Mas os conflitos não ficavam por aqui. Também João, de 27 anos, que não quis revelar o seu apelido, relatou ao Observador um clima de tensão com Cesário ao longo do último mês, altura em que começou a tratar de um terreno no Bairro da Bela Vista, antes explorado pelo seu sogro. João diz que eram vários os problemas com Cesário — desde o barulho à destruição de terrenos pelos cães, que também matavam os animais dos vizinhos para comer.
“Os ânimos no bairro estão calmos”
Poucas horas depois de chegarem os agentes da PSP e os inspetores da PJ à Avenida Belo Horizonte, a comissária da PSP Andreia Gonçalves explicou aos jornalistas que o alerta inicial apontava para disparos de arma de fogo e que, ao chegarem ao local, os agentes encontraram os cadáveres das vítimas e do alegado agressor, todos homens, com idades compreendidas entre os 30 e os 60 anos.

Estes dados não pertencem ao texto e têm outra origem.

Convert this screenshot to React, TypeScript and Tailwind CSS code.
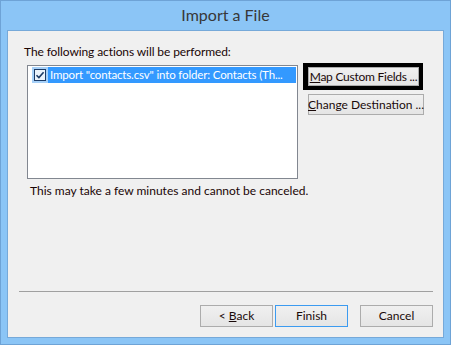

Ao Observador, uma fonte da Polícia Judiciária acrescentou que uma das linhas de investigação passará por confirmar se problemas relacionados com os terrenos — onde além de hortas havia pombais para criação de pombos-correio para competição — poderão ter sido a motivação para o crime.
A PSP continuou durante várias horas com um forte dispositivo policial no local, apoiando o órgão de polícia criminal competente pela investigação, que é a Judiciária por se tratarem de crimes de homicídio. Mas as medidas de segurança prendem-se apenas com a prevenção, uma vez que, segundo Andreia Gonçalves, “os ânimos no bairro estão calmos e as pessoas estão colaborantes”.
Cuatro personas han fallecido en un tiroteo en la localidad portuguesa de Setúbal. Se desconocen por el momento las causas del suceso y una de las víctimas podría ser el autor de los disparos, que acabaría suicidándose antes de la llegada de la Policía https://t.co/62XCcPTAHR
— EL PAÍS (@el_pais) April 30, 2023
O crime, que chegou até a ser notícia em Espanha, no diário El País, foi testemunhado por algumas pessoas, adiantou ainda a mesma fonte, não havendo registo de “referência de situações anteriores” relacionadas com o alegado agressor.